Vladmir Putin was reportedly told this year that the war was already at least $28 billion over budget, and Russia was projected to overspend by another $54 billion in 2027 and 2028. That bill sits on top of this year's defense budget, which needs more than $158.5 billion, far above the roughly $47 billion a year Russia spent on national defense between 2019 and 2021.
US Pressure on Buyers
The legislation targets the buyers, not just the cargo. If the measure becomes law, it would raise the cost of dealing in Russian energy and nuclear fuel by threatening secondary exposure for firms that keep purchasing those exports. Russia earns 734 million euros a day from fossil fuel exports, so even small changes in buyer behavior would feed quickly into state revenues.

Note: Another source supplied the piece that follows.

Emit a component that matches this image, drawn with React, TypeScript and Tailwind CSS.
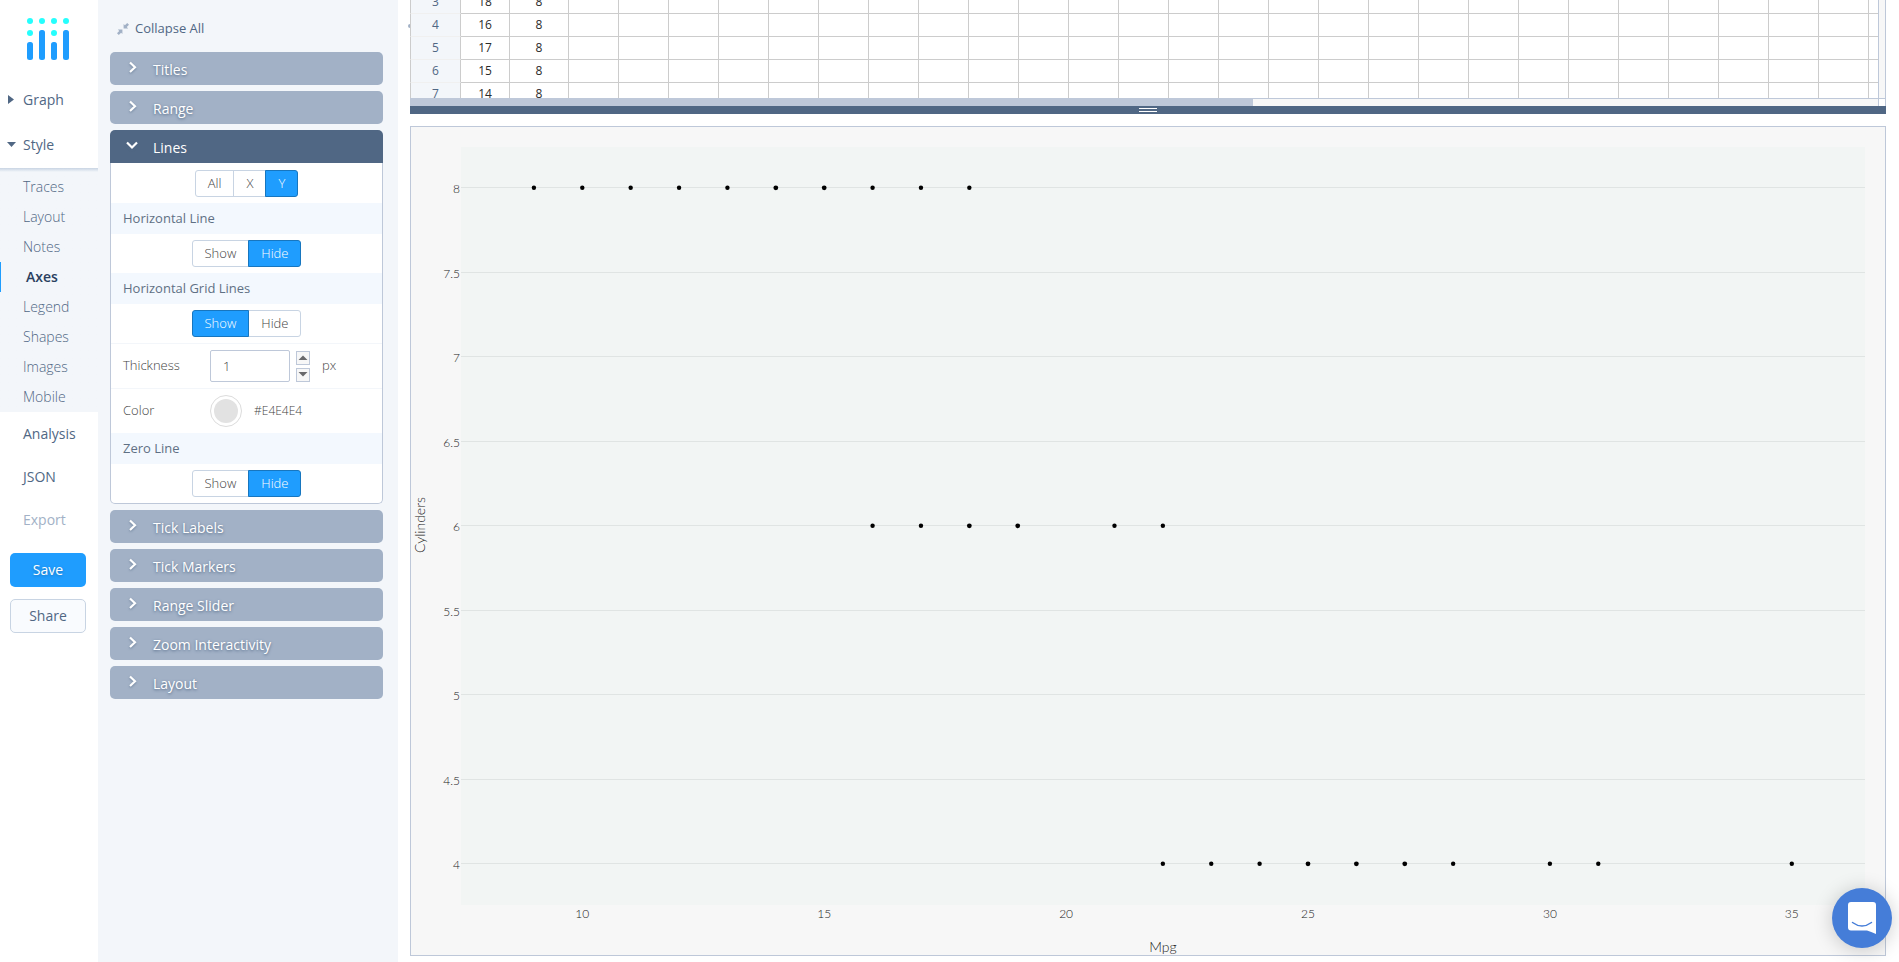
import { useState } from "react";

const primaryNav = ["Traces", "Layout", "Notes", "Axes", "Legend", "Shapes", "Images", "Mobile"];

const sheetRows = [
  { id: 3, mpg: 18, cyl: 8 },
  { id: 4, mpg: 16, cyl: 8 },
  { id: 5, mpg: 17, cyl: 8 },
  { id: 6, mpg: 15, cyl: 8 },
  { id: 7, mpg: 14, cyl: 8 },
];
const emptyCols = Array.from({ length: 27 }, (_, i) => i);

const points: Record<number, number[]> = {
  8: [9, 10, 11, 12, 13, 14, 15, 16, 17, 18],
  6: [16, 17, 18, 19, 21, 22],
  4: [22, 23, 24, 25, 26, 27, 28, 30, 31, 35],
};
const repeated = ["8-14", "8-15", "6-18", "6-19", "4-25", "4-26", "4-27"];
const yTicks = [8, 7.5, 7, 6.5, 6, 5.5, 5, 4.5, 4];
const xTicks = [10, 15, 20, 25, 30, 35];
const xPos = (v: number) => 171.3 + (v - 10) * 48.38;
const yPos = (v: number) => Math.round(60 + (8 - v) * 169) + 0.5;

function Logo() {
  const cols = [
    { x: 0, dots: [0, 12], bar: 24 },
    { x: 12, dots: [0], bar: 12 },
    { x: 24, dots: [0, 12], bar: 24 },
    { x: 36, dots: [0], bar: 12 },
  ];
  return (
    <svg width="42" height="42" viewBox="0 0 42 42" aria-hidden="true">
      {cols.map((c) => (
        <g key={c.x}>
          {c.dots.map((y) => (
            <circle key={y} cx={c.x + 3} cy={y + 3} r="3" fill="#25fefd" />
          ))}
          <rect x={c.x} y={c.bar} width="6" height={42 - c.bar} rx="2.5" fill="#1f9dfe" />
        </g>
      ))}
    </svg>
  );
}

function Chevron({ open }: { open?: boolean }) {
  return (
    <svg width="12" height="12" viewBox="0 0 12 12" fill="none" stroke="#fff" strokeWidth="2.2" className="mb-1 drop-shadow-[0_1px_1px_rgba(80,103,132,0.6)]" aria-hidden="true">
      <path d={open ? "M1 3.5 L6 8.5 L11 3.5" : "M4 1.5 L9 6.3 L4 11"} />
    </svg>
  );
}

function Section({ title, open }: { title: string; open?: boolean }) {
  return (
    <button
      type="button"
      aria-expanded={!!open}
      className={
        open
          ? "flex h-[33px] w-full items-center gap-[15px] rounded-t-[5px] bg-[#506784] pl-4 pt-px text-left text-[14px] font-medium text-white"
          : "flex h-[33px] w-full items-center gap-[15px] rounded-[5px] bg-[#a2b1c6] pl-4 pt-px text-left text-[14px] font-medium text-white"
      }
    >
      <Chevron open={open} />
      <span className="[text-shadow:0_1px_3px_#506784]">{title}</span>
    </button>
  );
}

function Choice({ label, options, initial }: { label: string; options: string[]; initial: string }) {
  const [value, setValue] = useState(initial);
  return (
    <div role="group" aria-label={label} className="flex justify-center py-[6px]">
      {options.map((o) => (
        <button
          key={o}
          type="button"
          aria-pressed={o === value}
          onClick={() => setValue(o)}
          className={
            o === value
              ? "relative -ml-px h-[27px] border border-[#1776bf] bg-[#1f9dfe] px-3 text-[13px] leading-[25px] font-light text-white first:ml-0 first:rounded-l-[3px] last:rounded-r-[3px]"
              : "-ml-px h-[27px] border border-[#c8d4e3] bg-white px-3 text-[13px] leading-[25px] font-light text-[#444] first:ml-0 first:rounded-l-[3px] last:rounded-r-[3px]"
          }
        >
          {o}
        </button>
      ))}
    </div>
  );
}

function Heading({ children }: { children: string }) {
  return <h3 className="h-[31px] bg-[#f3f8fe] pl-3 text-[13px] leading-[30px] font-normal text-[#5f7084]">{children}</h3>;
}

function Stepper({ up, onClick }: { up?: boolean; onClick: () => void }) {
  return (
    <button
      type="button"
      aria-label={up ? "Increase thickness" : "Decrease thickness"}
      onClick={onClick}
      className="flex size-[14px] items-center justify-center border border-[#bec8d9] bg-[#f7f7f7]"
    >
      <svg width="10" height="5" viewBox="0 0 10 5" aria-hidden="true">
        <path d={up ? "M0.5 5 L5 0.5 L9.5 5Z" : "M0.5 0 L5 4.5 L9.5 0Z"} fill="#69696b" />
      </svg>
    </button>
  );
}

function LinesPanel() {
  const [width, setWidth] = useState(1);
  return (
    <section>
      <Section title="Lines" open />
      <div className="rounded-b-[5px] border border-t-0 border-[#bec8d9] bg-white">
        <div className="pt-px">
          <Choice label="Axis" options={["All", "X", "Y"]} initial="Y" />
        </div>
        <Heading>Horizontal Line</Heading>
        <Choice label="Horizontal line" options={["Show", "Hide"]} initial="Hide" />
        <Heading>Horizontal Grid Lines</Heading>
        <Choice label="Grid lines" options={["Show", "Hide"]} initial="Show" />
        <div className="flex items-center border-t border-[#f3f6fa] py-[6px] pl-3 text-[13px]">
          <label htmlFor="thickness" className="w-[87px] font-light text-[#444]">Thickness</label>
          <input
            id="thickness"
            value={width}
            onChange={(e) => setWidth(Number(e.target.value) || 0)}
            className="h-8 w-20 rounded-[2px] border border-[#bec8d9] bg-white px-3 text-[13px] font-light text-[#444] outline-none"
          />
          <span className="ml-[6px] flex flex-col gap-[3px]">
            <Stepper up onClick={() => setWidth(width + 1)} />
            <Stepper onClick={() => setWidth(Math.max(0, width - 1))} />
          </span>
          <span className="ml-3 font-light text-[#444]">px</span>
        </div>
        <div className="flex items-center border-t border-[#f3f6fa] py-[6px] pl-3 text-[13px]">
          <span className="w-[87px] font-light text-[#444]">Color</span>
          <button type="button" aria-label="Pick grid line color" className="flex size-8 items-center justify-center rounded-full border border-[#dcdcdc] bg-white">
            <span className="size-6 rounded-full bg-[#e2e2e2]" />
          </button>
          <span className="ml-3 text-[12px] font-light text-[#444]">#E4E4E4</span>
        </div>
        <Heading>Zero Line</Heading>
        <Choice label="Zero line" options={["Show", "Hide"]} initial="Hide" />
      </div>
    </section>
  );
}

function Sidebar() {
  const link = "flex h-[43px] items-center pb-px pl-[23px] text-[14px]";
  return (
    <nav className="w-[98px] shrink-0 bg-white text-[#506784]">
      <a href="#home" aria-label="Home" className="flex h-[78px] pt-[18px] pl-[27px]">
        <Logo />
      </a>
      <a href="#graph" className="flex h-[45px] items-center gap-[9px] pb-[2px] pl-2 text-[14px]">
        <svg width="6" height="9" viewBox="0 0 6 9" aria-hidden="true"><path d="M0 0 L6 4.5 L0 9Z" fill="#506784" /></svg>
        Graph
      </a>
      <a href="#style" className="flex h-[45px] items-center gap-[7px] bg-white pb-[2px] pl-[7px] text-[14px]">
        <svg width="9" height="5" viewBox="0 0 9 5" aria-hidden="true"><path d="M0 0 L9 0 L4.5 5Z" fill="#506784" /></svg>
        Style
      </a>
      <ul className="bg-[#f3f6fa] bg-linear-to-b from-[#c8d4e3] to-[#f3f6fa] to-[4px] pt-1">
        {primaryNav.map((item) => (
          <li key={item}>
            <a
              href={"#" + item.toLowerCase()}
              className={
                item === "Axes"
                  ? "flex h-[30px] items-center border-l border-[#1f9dfe] pb-[2px] pl-[25px] text-[14px] font-semibold text-[#2a3f5f]"
                  : "flex h-[30px] items-center pb-[2px] pl-[23px] text-[14px] font-light"
              }
            >
              {item}
            </a>
          </li>
        ))}
      </ul>
      <a href="#analysis" className={link}>Analysis</a>
      <a href="#json" className={link}>JSON</a>
      <a href="#export" className="flex h-[43px] items-center pb-px pl-[23px] text-[14px] text-[#a2b1c6]">Export</a>
      <div className="flex flex-col gap-3 py-3 pr-3 pl-[10px]">
        <button type="button" className="h-[34px] rounded-[5px] bg-[#1f9dfe] pb-px text-[14px] font-medium text-white [text-shadow:0_1px_3px_#1776bf]">Save</button>
        <button type="button" className="h-[34px] rounded-[5px] border border-[#c8d4e3] bg-[#f9fbfe] pb-px text-[14px] font-medium text-[#506784]">Share</button>
      </div>
    </nav>
  );
}

function Spreadsheet() {
  return (
    <div className="relative">
      <span className="absolute top-[24px] -left-[2px] h-[4px] w-[2px] rounded-l-full bg-[#a2b1c6]" />
      <div className="flex h-[98px] overflow-hidden border-r border-[#bec8d9]">
        <div className="min-w-0 flex-1 overflow-hidden border-r border-[#bec8d9]">
          <table className="-mt-[9px] w-[1509px] table-fixed border-separate border-spacing-0 text-[12px] text-[#2a2a2a]">
            <colgroup>
              <col className="w-[51px]" />
              <col className="w-[49px]" />
              <col className="w-[59px]" />
              {emptyCols.map((c) => <col key={c} className="w-[50px]" />)}
            </colgroup>
            <tbody>
              {sheetRows.map((r) => (
                <tr key={r.id} className="h-[23px]">
                  <th scope="row" className="border-x border-b border-x-[#ccc] border-b-[#f0f0f0] bg-[#f3f6fa] p-0 leading-[22px] font-normal text-[#506784]">{r.id}</th>
                  <td className="border-r border-b border-[#ccc] p-0 text-center leading-[22px]">{r.mpg}</td>
                  <td className="border-r border-b border-[#ccc] p-0 text-center leading-[22px]">{r.cyl}</td>
                  {emptyCols.map((c) => <td key={c} className="border-r border-b border-[#ccc] p-0" />)}
                </tr>
              ))}
            </tbody>
          </table>
        </div>
        <div className="w-[6px] bg-[#f7f7f7]" />
      </div>
      <div className="flex h-2 border-t border-r border-[#bec8d9] bg-[#f7f7f7]">
        <div className="flex-1"><div className="h-full w-[57.4%] bg-[#bec8d9]" /></div>
        <div className="w-[7px] border-l border-[#bec8d9] bg-white" />
      </div>
      <div className="flex h-2 flex-col items-center justify-center gap-[2px] bg-[#506784]">
        <span className="h-px w-[18px] bg-white" />
        <span className="h-px w-[18px] bg-white" />
      </div>
    </div>
  );
}

function Chart() {
  return (
    <div className="mt-3 border border-[#bec8d9] bg-[#f7f7f7]">
      <svg viewBox="0 0 1474 828" className="block h-auto w-full font-['Lato',sans-serif] font-light" role="img" aria-label="Cylinders by Mpg">
        <rect x="50" y="20" width="1404" height="758" fill="#f2f5f4" />
        {yTicks.map((t) => (
          <g key={t}>
            <line x1="50" x2="1454" y1={yPos(t)} y2={yPos(t)} stroke="#e0e4e3" />
            <text x="49" y={yPos(t) + 5} textAnchor="end" fontSize="12" fill="#222">{t}</text>
          </g>
        ))}
        {Object.entries(points).map(([y, xs]) =>
          xs.map((x) => {
            const id = y + "-" + x;
            return <circle key={id} cx={xPos(x)} cy={yPos(Number(y)) + 0.3} r={repeated.includes(id) ? 2.4 : 2.2} fill="#000" />;
          })
        )}
        {xTicks.map((t) => (
          <text key={t} x={xPos(t)} y="791" textAnchor="middle" fontSize="12" fill="#222">{t}</text>
        ))}
        <text x="752" y="825" textAnchor="middle" fontSize="14" fill="#222">Mpg</text>
        <text transform="translate(14 398) rotate(-90)" textAnchor="middle" fontSize="14" fill="#222">Cylinders</text>
      </svg>
    </div>
  );
}

export default function App() {
  return (
    <div className="flex min-h-screen bg-white font-['Open_Sans',sans-serif]">
      <Sidebar />
      <aside className="w-[300px] shrink-0 bg-[#f3f6fa] pr-[15px] pl-3">
        <button type="button" className="flex h-[52px] items-center gap-[6px] pt-[6px] pl-[7px] text-[13px] text-[#506784]">
          <svg width="12" height="12" viewBox="0 0 12 12" fill="#a2b1c6" aria-hidden="true">
            <path d="M6.6 0.9 L7.9 2.2 L10.2 0 L12 1.8 L9.8 4.1 L11.1 5.4 L6.6 5.4Z" />
            <path d="M5.4 11.1 L4.1 9.8 L1.8 12 L0 10.2 L2.2 7.9 L0.9 6.6 L5.4 6.6Z" />
          </svg>
          Collapse All
        </button>
        <div className="flex flex-col gap-[6px]">
          <Section title="Titles" />
          <Section title="Range" />
          <LinesPanel />
          <Section title="Tick Labels" />
          <Section title="Tick Markers" />
          <Section title="Range Slider" />
          <Section title="Zoom Interactivity" />
          <Section title="Layout" />
        </div>
      </aside>
      <main className="min-w-0 flex-1 pr-[13px] pl-3">
        <Spreadsheet />
        <Chart />
      </main>
      <button
        type="button"
        aria-label="Open chat"
        className="fixed right-[7px] bottom-[14px] flex size-[60px] items-center justify-center rounded-full bg-[#457dd8] shadow-[0_2px_20px_rgba(0,0,0,0.2)]"
      >
        <svg width="28" height="32" viewBox="0 0 28 32" aria-hidden="true">
          <path d="M3 0 H25 Q28 0 28 3 V32 Q23 29.5 19 28.5 H3 Q0 28.5 0 25.5 V3 Q0 0 3 0Z" fill="#fff" />
          <path d="M4.5 20.5 Q14 27.5 23.5 20.5" fill="none" stroke="#457dd8" strokeWidth="1.5" strokeLinecap="round" />
        </svg>
      </button>
    </div>
  );
}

Russia's budget revenues from oil and gas halved in January 2026, compounding the squeeze from slower growth. The country grew by only 1% in 2025 after 4.1% growth in 2023, according to the World Bank, a slowdown that shows how quickly wartime spending and export dependence can collide.
Putin's Budget Squeeze
In 2022, Russia's economy initially contracted when sanctions first hit, then rebounded in 2023 before losing momentum again. David Henderson, a Stanford researcher, estimates the conflict is reaching over $2.5 trillion, a figure that captures how military outlays can keep rising even when top-line growth fades.
The friction is simple: Russia's economy remains large enough to absorb shocks, but not large enough to avoid them indefinitely at this pace. A 0.4% expansion leaves little buffer if energy receipts keep weakening and defense demands keep climbing.
The next move is the legislation itself. If the US finishes it in the form now moving through Washington, the immediate question is how much Russian fossil fuel export revenue it can still pull down from buyers willing to keep paying for supply.